US stock futures slipped in early morning trade after a strong start to May as investors piled into shares that would benefit the most from an economic reopening. The move in futures followed solid gains for the Dow during regular trading hours. The 30-stock benchmark rallied more than 200 points, while the S&P 500 inched up 0.3%. Retail stocks led the market advance with Gap and Macy’s rallying more than 7%. The Dow and the S&P 500 just posted their consecutive months of gains, bringing their 2021 gains to more than 11% each. The Nasdaq lost 0.48% as Tesla and Amazon weighed on the index.

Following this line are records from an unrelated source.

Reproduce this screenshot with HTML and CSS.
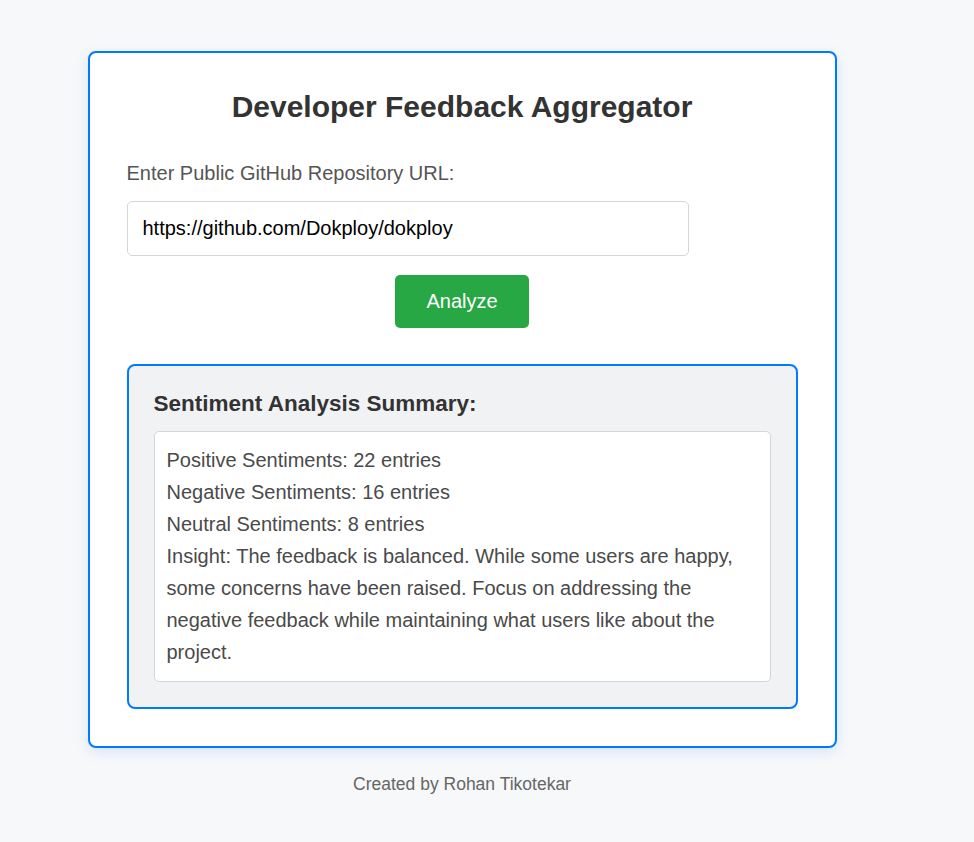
FILE: index.html
```html
<!DOCTYPE html>
<html lang="en">
<head>
<meta charset="utf-8">
<title>Developer Feedback Aggregator</title>
<link rel="stylesheet" href="styles.css">
</head>
<body>
<div class="page">
  <main class="card">
    <h1 class="title">Developer Feedback Aggregator</h1>
    <label class="label" for="repo">Enter Public GitHub Repository URL:</label>
    <input class="input" id="repo" type="text" value="https://github.com/Dokploy/dokploy">
    <div class="actions">
      <button class="btn" type="button">Analyze</button>
    </div>
    <section class="results">
      <h3 class="results-title">Sentiment Analysis Summary:</h3>
      <div class="results-body">
        <div>Positive Sentiments: 22 entries</div>
        <div>Negative Sentiments: 16 entries</div>
        <div>Neutral Sentiments: 8 entries</div>
        <div>Insight: The feedback is balanced. While some users are happy, some concerns have been raised. Focus on addressing the negative feedback while maintaining what users like about the project.</div>
      </div>
    </section>
  </main>
  <footer class="footer">Created by Rohan Tikotekar</footer>
</div>
</body>
</html>
```

FILE: styles.css
```css
* { box-sizing: border-box; }
html, body { margin: 0; padding: 0; }
body {
  background: #f7f8fa;
  font-family: "Liberation Sans", Arial, sans-serif;
  color: #333;
}
.page {
  width: 924px;
  padding-top: 51px;
  display: flex;
  flex-direction: column;
  align-items: center;
}
.card {
  width: 749px;
  background: #fff;
  border: 2px solid #007bff;
  border-radius: 8px;
  padding: 37px;
  box-shadow: 0 4px 14px rgba(0, 123, 255, 0.14);
  display: flex;
  flex-direction: column;
}
.title {
  margin: 0 0 38px;
  font-size: 30px;
  line-height: 34px;
  font-weight: bold;
  text-align: center;
  color: #333;
}
.label {
  display: block;
  font-size: 20px;
  line-height: 23px;
  color: #555;
  margin-bottom: 16px;
}
.input {
  width: 562px;
  height: 55px;
  padding: 0 15px;
  border: 1px solid #d3d6db;
  border-radius: 5px;
  font-family: "Liberation Sans", Arial, sans-serif;
  font-size: 20px;
  color: #000;
  background: #fff;
  outline: none;
}
.actions {
  display: flex;
  justify-content: center;
  margin-top: 19px;
}
.btn {
  width: 134px;
  height: 53px;
  border: none;
  border-radius: 5px;
  background: #28a745;
  color: #fff;
  font-family: "Liberation Sans", Arial, sans-serif;
  font-size: 20px;
  cursor: pointer;
}
.results {
  margin-top: 36px;
  border: 2px solid #007bff;
  border-radius: 8px;
  background: #f1f2f4;
  padding: 25px;
}
.results-title {
  margin: 0 0 14px;
  font-size: 22.5px;
  line-height: 26px;
  font-weight: bold;
  color: #333;
}
.results-body {
  background: #fff;
  border: 1px solid #d3d6db;
  border-radius: 5px;
  padding: 12px 12px 13px;
  font-size: 20px;
  line-height: 32px;
  color: #4a4a4a;
}
.footer {
  margin-top: 26px;
  font-size: 17.5px;
  line-height: 20px;
  color: #666;
  text-align: center;
}
```
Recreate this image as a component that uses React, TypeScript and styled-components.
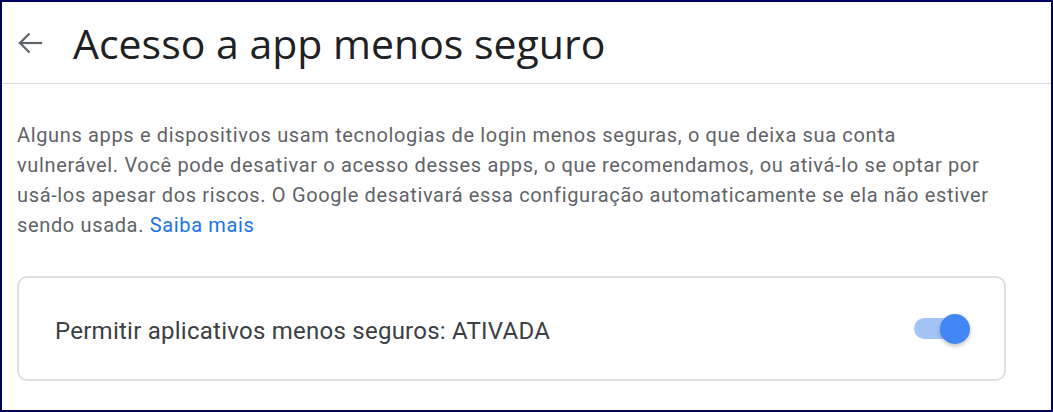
import styled, { createGlobalStyle } from 'styled-components'

const GlobalStyle = createGlobalStyle`
  html, body {
    margin: 0;
    padding: 0;
    background: #fff;
  }
  * {
    box-sizing: border-box;
  }
`

const Frame = styled.div`
  width: 1053px;
  height: 412px;
  border: 2px solid #00005e;
  background: #fff;
  font-family: Roboto, "Liberation Sans", sans-serif;
  overflow: hidden;
`

const Header = styled.header`
  display: flex;
  align-items: center;
  height: 82px;
  padding: 0 0 0 14px;
  border-bottom: 1px solid #dadce0;
`

const BackButton = styled.button`
  display: flex;
  align-items: center;
  justify-content: center;
  width: 28px;
  height: 28px;
  padding: 0;
  margin-right: 29px;
  border: none;
  background: none;
  color: #5f6368;
  cursor: pointer;
`

const Title = styled.h1`
  margin: 0;
  font-family: "Open Sans", Roboto, sans-serif;
  font-size: 41px;
  font-weight: 400;
  color: #202124;
  letter-spacing: 0;
`

const Content = styled.main`
  padding: 36px 45px 0 15px;
`

const Description = styled.p`
  max-width: 975px;
  margin: 0 0 36px;
  font-size: 20px;
  line-height: 30px;
  letter-spacing: 0.65px;
  color: #5f6368;
`

const Link = styled.a`
  color: #1a73e8;
  text-decoration: none;
`

const Card = styled.div`
  display: flex;
  align-items: center;
  justify-content: space-between;
  height: 105px;
  padding: 0 34px 0 36px;
  border: 2px solid #e0e0e4;
  border-radius: 10px;
`

const CardLabel = styled.span`
  padding-top: 5px;
  font-size: 24px;
  letter-spacing: 0.25px;
  color: #3c4043;
`

const Switch = styled.div`
  position: relative;
  width: 56px;
  height: 30px;
  display: flex;
  align-items: center;
`

const Track = styled.div<{ $on: boolean }>`
  width: 46px;
  height: 21px;
  border-radius: 11px;
  background: ${ p => p.$on ? '#a4c4f8' : '#bdc1c6' };
`

const Thumb = styled.div<{ $on: boolean }>`
  position: absolute;
  top: 0;
  left: ${ p => p.$on ? '26px' : '0' };
  width: 30px;
  height: 30px;
  border-radius: 50%;
  background: ${ p => p.$on ? '#4287f5' : '#fff' };
  box-shadow: 0 2px 4px rgba(0, 0, 0, 0.25);
`

const ArrowIcon = () => (
  <svg width="26" height="24" viewBox="0 0 26 24" fill="none" stroke="currentColor" strokeWidth="2.2" strokeLinecap="square">
    <path d="M24 12H3" />
    <path d="M12.5 2.5L3 12l9.5 9.5" strokeLinecap="butt" />
  </svg>
)

export default function App() {
  const enabled = true

  return (
    <>
      <GlobalStyle />
      <Frame>
        <Header>
          <BackButton aria-label="Voltar">
            <ArrowIcon />
          </BackButton>
          <Title>Acesso a app menos seguro</Title>
        </Header>
        <Content>
          <Description>
            Alguns apps e dispositivos usam tecnologias de login menos seguras, o que deixa sua conta
            vulnerável. Você pode desativar o acesso desses apps, o que recomendamos, ou ativá-lo se optar por
            usá-los apesar dos riscos. O Google desativará essa configuração automaticamente se ela não estiver
            sendo usada. <Link href="#">Saiba mais</Link>
          </Description>
          <Card>
            <CardLabel>Permitir aplicativos menos seguros: ATIVADA</CardLabel>
            <Switch>
              <Track $on={ enabled } />
              <Thumb $on={ enabled } />
            </Switch>
          </Card>
        </Content>
      </Frame>
    </>
  )
}
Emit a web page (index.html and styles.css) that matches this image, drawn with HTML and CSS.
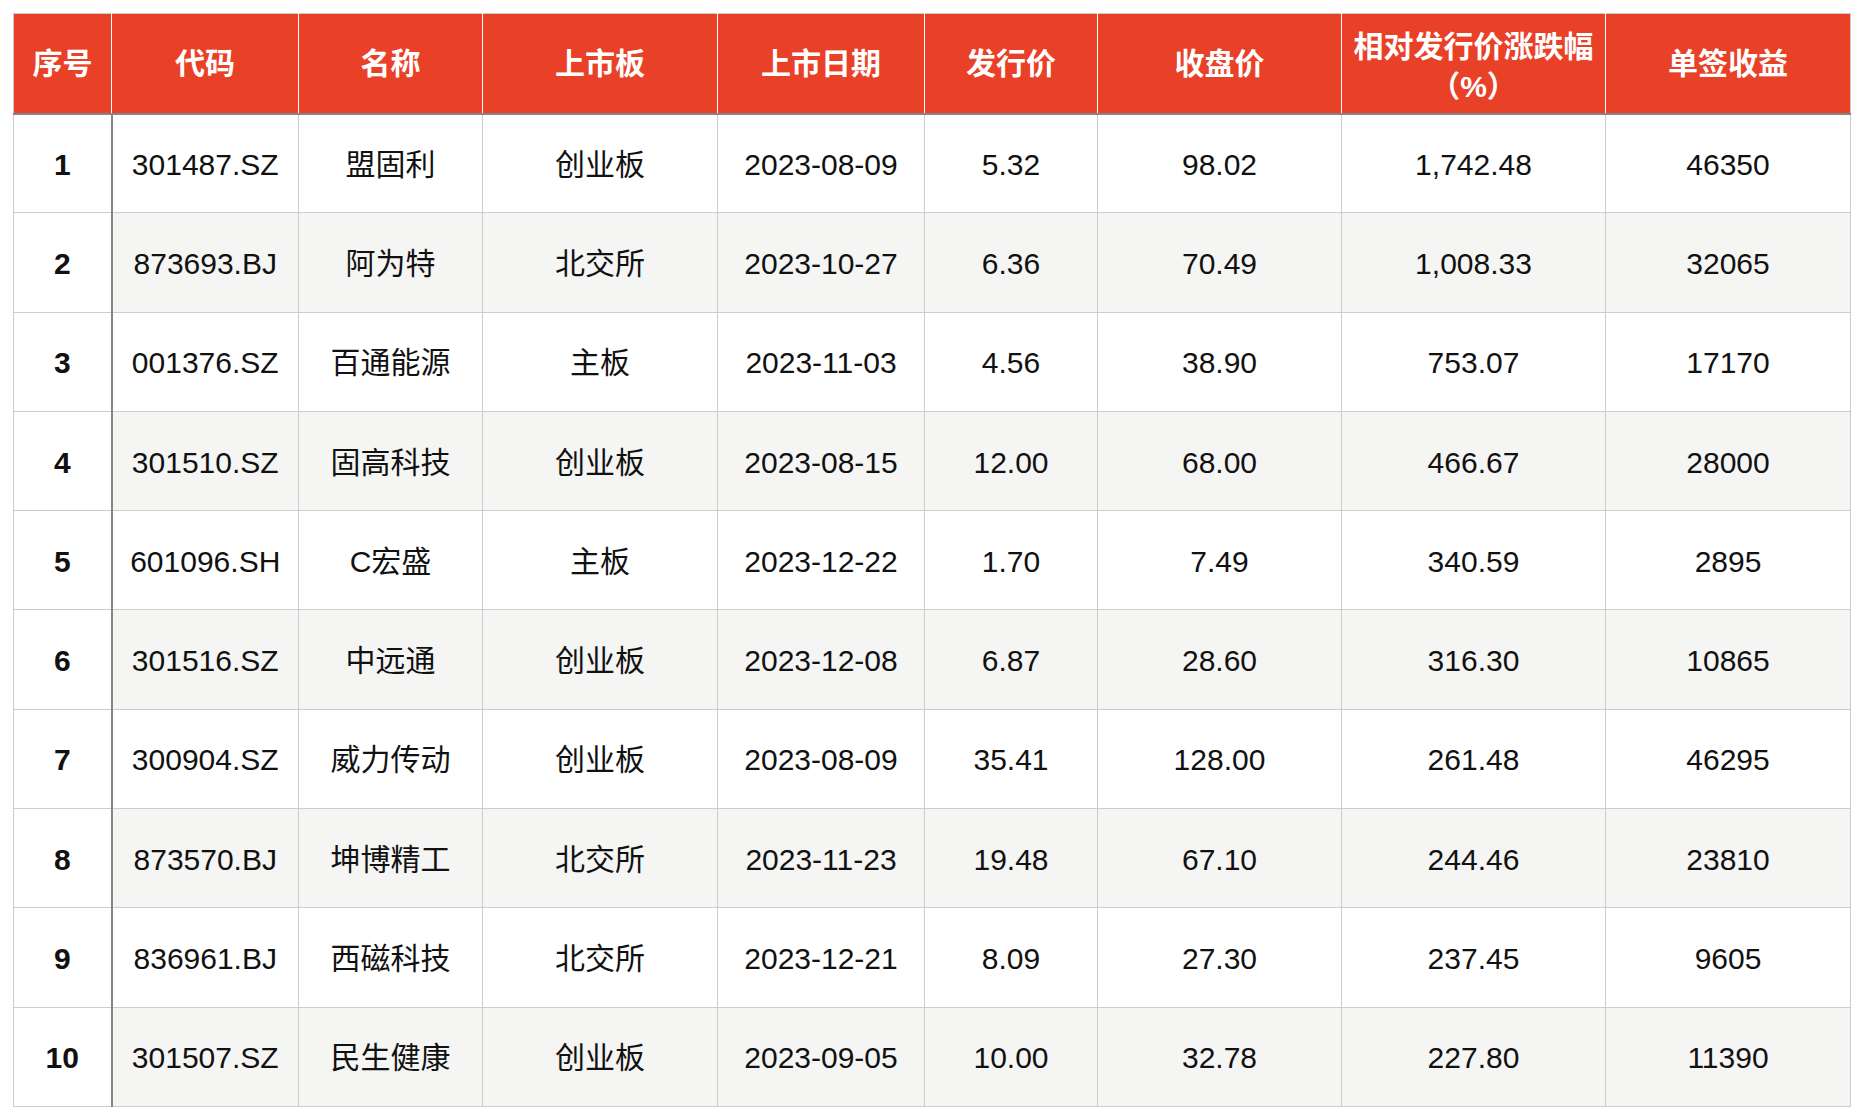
FILE: index.html
```html
<!DOCTYPE html>
<html lang="zh-CN">
<head>
<meta charset="utf-8">
<title>2023 新股单签收益</title>
<link rel="stylesheet" href="styles.css">
</head>
<body>
<table class="ipo-table">
  <colgroup>
    <col class="c-no"><col class="c-code"><col class="c-name"><col class="c-board"><col class="c-date"><col class="c-issue"><col class="c-close"><col class="c-chg"><col class="c-gain">
  </colgroup>
  <thead>
    <tr>
      <th>序号</th><th>代码</th><th>名称</th><th>上市板</th><th>上市日期</th><th>发行价</th><th>收盘价</th><th class="two-line">相对发行价涨跌幅<br>（%）</th><th>单签收益</th>
    </tr>
  </thead>
  <tbody>
    <tr><td class="idx">1</td><td>301487.SZ</td><td>盟固利</td><td>创业板</td><td>2023-08-09</td><td>5.32</td><td>98.02</td><td>1,742.48</td><td>46350</td></tr>
    <tr><td class="idx">2</td><td>873693.BJ</td><td>阿为特</td><td>北交所</td><td>2023-10-27</td><td>6.36</td><td>70.49</td><td>1,008.33</td><td>32065</td></tr>
    <tr><td class="idx">3</td><td>001376.SZ</td><td>百通能源</td><td>主板</td><td>2023-11-03</td><td>4.56</td><td>38.90</td><td>753.07</td><td>17170</td></tr>
    <tr><td class="idx">4</td><td>301510.SZ</td><td>固高科技</td><td>创业板</td><td>2023-08-15</td><td>12.00</td><td>68.00</td><td>466.67</td><td>28000</td></tr>
    <tr><td class="idx">5</td><td>601096.SH</td><td>C宏盛</td><td>主板</td><td>2023-12-22</td><td>1.70</td><td>7.49</td><td>340.59</td><td>2895</td></tr>
    <tr><td class="idx">6</td><td>301516.SZ</td><td>中远通</td><td>创业板</td><td>2023-12-08</td><td>6.87</td><td>28.60</td><td>316.30</td><td>10865</td></tr>
    <tr><td class="idx">7</td><td>300904.SZ</td><td>威力传动</td><td>创业板</td><td>2023-08-09</td><td>35.41</td><td>128.00</td><td>261.48</td><td>46295</td></tr>
    <tr><td class="idx">8</td><td>873570.BJ</td><td>坤博精工</td><td>北交所</td><td>2023-11-23</td><td>19.48</td><td>67.10</td><td>244.46</td><td>23810</td></tr>
    <tr><td class="idx">9</td><td>836961.BJ</td><td>西磁科技</td><td>北交所</td><td>2023-12-21</td><td>8.09</td><td>27.30</td><td>237.45</td><td>9605</td></tr>
    <tr><td class="idx">10</td><td>301507.SZ</td><td>民生健康</td><td>创业板</td><td>2023-09-05</td><td>10.00</td><td>32.78</td><td>227.80</td><td>11390</td></tr>
  </tbody>
</table>
</body>
</html>
```

FILE: styles.css
```css
html, body {
  margin: 0;
  padding: 0;
  background: #ffffff;
}

body {
  padding: 13px 0 0 13px;
  font-family: "Liberation Sans", "Noto Sans CJK SC", sans-serif;
  color: #111111;
}

.ipo-table {
  border-collapse: collapse;
  table-layout: fixed;
  width: 1837px;
  border: 1px solid #cccccc;
}

.c-no { width: 98px; }
.c-code { width: 187px; }
.c-name { width: 184px; }
.c-board { width: 235px; }
.c-date { width: 207px; }
.c-issue { width: 173px; }
.c-close { width: 244px; }
.c-chg { width: 264px; }
.c-gain { width: 245px; }

.ipo-table thead tr {
  height: 100px;
}

.ipo-table th {
  background: #e94128;
  color: #ffffff;
  font-weight: 700;
  font-size: 30px;
  line-height: 41px;
  padding: 0;
  text-align: center;
  vertical-align: middle;
  border-left: 1px solid #ffffff;
  border-right: 1px solid #ffffff;
  border-top: 1px solid #cccccc;
  border-bottom: 2px solid #868686;
}

.ipo-table th.two-line {
  padding-top: 7px;
  line-height: 40px;
}

.ipo-table th:first-child {
  border-left: 1px solid #cccccc;
}

.ipo-table th:last-child {
  border-right: 1px solid #cccccc;
}

.ipo-table tbody tr {
  height: 99.3px;
}

.ipo-table td {
  font-size: 30px;
  line-height: 36px;
  padding: 3px 0 0 0;
  text-align: center;
  vertical-align: middle;
  border: 1px solid #cccccc;
  background: #ffffff;
}

.ipo-table tbody tr:nth-child(even) td {
  background: #f5f5f4;
}

.ipo-table tbody tr td.idx {
  background: #ffffff;
  font-weight: 700;
  border-right: 2px solid #868686;
}
```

Markets in Asia are mixed with the Hang Seng and ASX 200 up, the Reserve Bank of Australia on Tuesday announced its decision to maintain its current policy settings, including keeping the cash rate at 0.1%. Meanwhile, official data released Tuesday showed Australia’s trade surplus narrowing in March. The seasonally adjusted trade surplus for March came in at 5.574 billion Australian dollars (about $4.31 billion), according to the Australian Bureau of Statistics. That was a more than 2 billion Australian dollar decline from February. Economists had forecast a trade surplus of 8 billion Australian dollars, according to a Reuters poll. Markets in China, Japan and Thailand are closed on Tuesday for holidays.
Gold prices edged lower on Tuesday, after hitting a more than two-month high in the previous session, as a stronger dollar and optimistic comments from U.S. Federal Reserve Chairman Jerome Powell on the economy weighed on the metal’s safe-haven appeal. Gols spot touched $ 1797 in yesterdays trade leading the NTSE Gold Bugs index to a 4.76% gain. Gold is trading down 0.31% at $ 1787, Platinum is up 0.28% at $ 1235 and Palladium + 0.08% at $ 2976.
Oil prices are flat this morning with Brent at $ 67.55 and WTI at $ 64.50.